Biden signs protocol allowing Finland and Sweden to join NATO

Biden signs protocol allowing Finland and Sweden to join NATO and says Putin ‘wanted the Finlandization of NATO, but instead he got the NATO-ization of Finland and Sweden’

  • ‘Putin thought he could break us apart… weaken our resolve. Instead he’s getting exactly what he did not want,’ Biden told a crowd Tuesday 
  • ‘Putin wanted the Finlandization of NATO but instead got the NATO-ization of Finland’
  • Both Finland and Sweden have taken neutral stances to global conflict historically
  • Biden also insisted that the two nations would meet NATO’s requirements for membership. ‘They will meet every NATO requirement, we are confident of that’

President Biden insisted that expanding NATO flew in the face of Vladimir Putin’s aggression and assured that Sweden and Finland would honor the requirements of treaty membership in a bill signing ceremony after the Senate approved of a resolution to include the two Nordic nations. 

‘Putin thought he could break us apart… weaken our resolve. Instead he’s getting exactly what he did not want,’ Biden told a crowd Tuesday in the East Room of the White House. 

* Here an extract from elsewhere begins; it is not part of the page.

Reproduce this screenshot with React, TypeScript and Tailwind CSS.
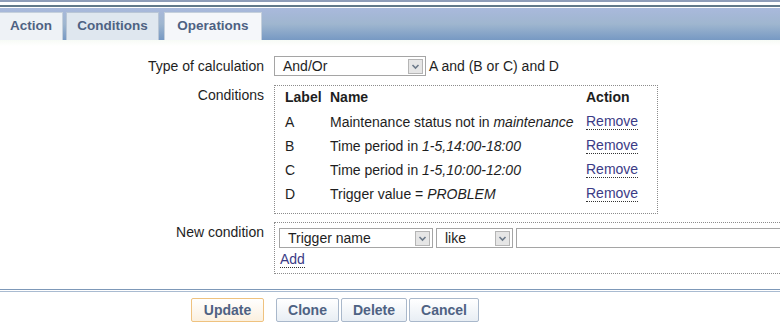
import { ReactNode } from "react";

type Condition = {
  label: string;
  name: string;
  value: string;
};

const conditions: Condition[] = [
  { label: "A", name: "Maintenance status not in ", value: "maintenance" },
  { label: "B", name: "Time period in ", value: "1-5,14:00-18:00" },
  { label: "C", name: "Time period in ", value: "1-5,10:00-12:00" },
  { label: "D", name: "Trigger value = ", value: "PROBLEM" },
];

function DropArrow() {
  return (
    <span className="flex h-[15px] w-[15px] items-center justify-center border border-[#b5b5b5] bg-[#e6e6e6]">
      <svg width="9" height="7" viewBox="0 0 9 7">
        <path d="M1.5 2 L4.5 5 L7.5 2" fill="none" stroke="#6d7a8a" strokeWidth="1.6" />
      </svg>
    </span>
  );
}

function FakeSelect({ value, width }: { value: string; width: string }) {
  return (
    <div
      className={`flex h-[20px] ${width} items-center justify-between border border-[#a5a5a5] bg-white pl-[8px] pr-[2px]`}
    >
      <span className="leading-none">{value}</span>
      <DropArrow />
    </div>
  );
}

function Row({ label, children }: { label: string; children: ReactNode }) {
  return (
    <div className="flex">
      <div className="w-[264px] shrink-0 text-right">{label}</div>
      <div className="ml-[10px] min-w-0 flex-1">{children}</div>
    </div>
  );
}

function Tab({ label, active, extra }: { label: string; active?: boolean; extra: string }) {
  return (
    <div
      className={[
        "flex h-[28px] items-center justify-center border border-b-0 text-[13.5px] font-bold text-[#4e6283]",
        active ? "bg-[#dfe7ef] border-[#b9c6d6]" : "bg-[#eef2f6] border-[#c5d0dc]",
        extra,
      ].join(" ")}
    >
      {label}
    </div>
  );
}

export default function App() {
  return (
    <div
      className="h-[322px] w-[780px] overflow-hidden bg-white text-[14px] text-[#1e1e1e]"
      style={{ fontFamily: '"Liberation Sans", Arial, sans-serif' }}
    >
      {/* top lines */}
      <div className="h-[2px] bg-[#8e9db9]" />
      <div className="h-[3px] bg-white" />
      <div className="h-[2px] bg-[#62798a]" />
      <div className="h-[1px] bg-white" />

      {/* tab bar */}
      <div className="flex h-[32px] items-end gap-[3px] bg-gradient-to-b from-[#a9b9dc] via-[#9fb6cf] to-[#7799c3]">
        <Tab label="Action" extra="w-[63px] border-l-0" />
        <Tab label="Conditions" active extra="w-[93px]" />
        <Tab label="Operations" extra="w-[98px] ml-[2px] bg-[#f5f7fa]" />
      </div>

      {/* form body */}
      <div className="flex h-[249px] flex-col gap-[8px] bg-gradient-to-b from-[#f7fbf6] to-white to-[6px] pt-[16px]">
        <Row label="Type of calculation">
          <div className="flex h-[20px] items-center">
            <FakeSelect value="And/Or" width="w-[152px]" />
            <span className="ml-[3px]">A and (B or C) and D</span>
          </div>
        </Row>

        <Row label="Conditions">
          <div className="w-[384px] border border-dotted border-[#8c8c8c] pb-[7px] pl-[10px]">
            <div className="mb-[2px] flex h-[22px] items-center font-bold">
              <span className="w-[45px]">Label</span>
              <span className="w-[256px]">Name</span>
              <span>Action</span>
            </div>
            {conditions.map((c) => (
              <div key={c.label} className="flex h-[24px] items-center">
                <span className="w-[45px]">{c.label}</span>
                <span className="w-[256px] whitespace-nowrap">
                  {c.name}
                  <i>{c.value}</i>
                </span>
                <a className="border-b border-dotted border-[#333] leading-[15px] text-[#3b3b86]">
                  Remove
                </a>
              </div>
            ))}
          </div>
        </Row>

        <Row label="New condition">
          <div className="h-[52px] border border-r-0 border-dotted border-[#8c8c8c] pl-[4px] pt-[5px]">
            <div className="flex gap-[3px]">
              <FakeSelect value="Trigger name" width="w-[154px]" />
              <FakeSelect value="like" width="w-[77px]" />
              <div className="h-[20px] flex-1 border border-r-0 border-[#a5a5a5] bg-white" />
            </div>
            <a className="ml-[1px] mt-[4px] inline-block border-b border-dotted border-[#333] leading-[15px] text-[#3b3b86]">
              Add
            </a>
          </div>
        </Row>
      </div>

      {/* footer */}
      <div className="h-[1px] bg-[#7d98b8]" />
      <div className="h-[1px] bg-white" />
      <div className="h-[1px] bg-[#a9bbd1]" />
      <div className="flex pl-[191px] pt-[6px] text-[14px] font-bold text-[#4e6283]">
        <button className="h-[24px] w-[73px] rounded-[2px] border border-[#efc27f] bg-gradient-to-b from-white to-[#fbf0df]">
          Update
        </button>
        <button className="ml-[12px] h-[24px] w-[63px] rounded-[2px] border border-[#a9b8cb] bg-gradient-to-b from-white to-[#e8eef4]">
          Clone
        </button>
        <button className="ml-[2px] h-[24px] w-[66px] rounded-[2px] border border-[#a9b8cb] bg-gradient-to-b from-white to-[#e8eef4]">
          Delete
        </button>
        <button className="ml-[2px] h-[24px] w-[70px] rounded-[2px] border border-[#a9b8cb] bg-gradient-to-b from-white to-[#e8eef4]">
          Cancel
        </button>
      </div>
    </div>
  );
}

‘Putin wanted the Finlandization of NATO but instead got the NATO-ization of Finland.’

Both Finland and Sweden have taken neutral stances to global conflict historically. 

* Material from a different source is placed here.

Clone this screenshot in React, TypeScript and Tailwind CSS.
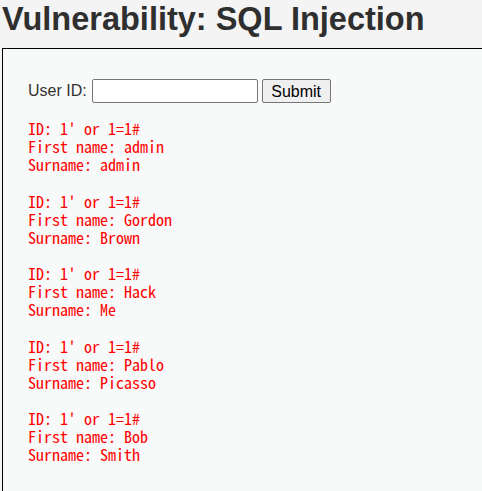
export default function App() {
  const rows = [
    { first: "admin", last: "admin" },
    { first: "Gordon", last: "Brown" },
    { first: "Hack", last: "Me" },
    { first: "Pablo", last: "Picasso" },
    { first: "Bob", last: "Smith" },
  ];

  return (
    <div className="min-h-[491px] bg-[#f4f4f4] pl-[2px] font-['Liberation_Sans',Arial,sans-serif] text-[#333]">
      <h1 className="pt-[1px] text-[32.5px] font-bold leading-[36px] text-[#2f2f2f]">
        Vulnerability: SQL Injection
      </h1>
      <div className="mt-[11px] min-h-[450px] border-l border-t border-black bg-[#f8f9f9] pl-[25px] pt-[30px]">
        <form className="flex items-center">
          <label className="text-[16px] text-[#333]">User ID:</label>
          <input
            type="text"
            className="ml-[5px] h-[24px] w-[166px] rounded-[2px] border border-[#767676] bg-white"
          />
          <button
            type="button"
            className="ml-[4px] h-[24px] w-[69px] rounded-[2px] border border-[#767676] bg-[#efefef] text-[16px] text-black"
          >
            Submit
          </button>
        </form>
        <div className="mt-[16px] font-['Noto_Sans_Mono_CJK_JP','Liberation_Mono',monospace] text-[16px] leading-[18px] text-[#ff0000]">
          {rows.map((r) => (
            <div key={r.first} className="mb-[18.5px] whitespace-pre">
              <div>{"ID: 1' or 1=1#"}</div>
              <div>{"First name: " + r.first}</div>
              <div>{"Surname: " + r.last}</div>
            </div>
          ))}
        </div>
      </div>
    </div>
  );
}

Biden signed the legislation flanked by Swedish ambassador Karin Ulrika Olofsdotter and Finnish ambassador Mikko Hautala. 

‘Putin thought he could break us apart… weaken our resolve. Instead he’s getting exactly what he did not want,’ Biden told a crowd Tuesday in the East Room of the White House

Biden signed the legislation flanked by Swedish ambassador Karin Ulrika Olofsdotter and Finnish ambassador Mikko Hautala

The Senate voted in favor of expanding the North Atlantic Treaty Organization, NATO, 95-1-1 last week. The vote made the U.S. the 23rd nation to ratify the proposed addition. All 30 current NATO members must give their approval. 

Only Sen. Josh Hawley, R-Mo., voted against inducting the two nations into the alliance. Sen. Rand Paul, R-Ky., voted present on the measure. 

Biden also insisted that the two nations would meet NATO’s requirements for membership. ‘They will meet every NATO requirement, we are confident of that.’ 

A key sticking point is NATO’s requirement that member nations spend at least two percent of their GDP on defense.  

In tandem with the NATO resolution, the Senate passed an amendment from Sen. Dan Sullivan, R-Alaska, reiterating the alliance’s requirement that members spend two percent on defense. 

Former President Trump was an avid critic of NATO, an alliance which ran up against his ‘America First’ campaign. He called the 30-member bloc ‘obsolete’ and repeatedly accused other nations of not paying their fair share for the shared costs of defense. At one point, he reportedly wanted to pull the US out of NATO. 

Just eight of NATO’s 30 nations currently meet the two percent target, according to a March report from NATO Sec. Jens Stoltenberg: United Kingdom, Greece, Croatia, Poland, Estonia, Latvia and Lithuania. 

Biden shakes hands with Karin Olofsdotter, Sweden’s ambassador to the US after signing the bill 

Hawley, who voted against the resolution, has long called for reducing troop levels in Europe to shift to an Asia-focused strategy. Paul had submitted an amendment that would have reiterated that the NATO charter’s Article 5 cannot supersede Congress’ ability to declare war but it failed 10-87. 

Hawley had argued in an op-ed for The National Interest that the U.S. should focus more on the threat from China than expanding its alliance with European nations.

‘Our foreign policy should be about protecting the United States, our freedom, our people, and our way of life, and expanding NATO, I believe, would not do that,’ Hawley said on the Senate floor ahead of the vote. ‘What I am arguing for is the return to a classic nationalist approach to foreign policy … grounded in our nation’s interests and in the reality of the world as it is, not as we wish it was.’

Arkansas Republican Sen. Tom Cotton took a veiled shot at Hawley on the Senate floor earlier Wednesday.

‘How could one disagree?’ Cotton asked on the Senate floor of Sweden and Finland’s addition. ‘After all, the last countries to join NATO — Montenegro and North Macedonia — were each approved by the Senate with only two ‘no’ votes.

‘It would be strange indeed for any senator who voted to allow Montenegro or North Macedonia into NATO to turn around and deny membership to Finland and Sweden,’ he remarked.

‘I would love to hear the defense of such a curious vote,’ Cotton said with palpable sarcasm.

Hawley voted for Montenegro and North Macedonia’s addition to the alliance in 2019.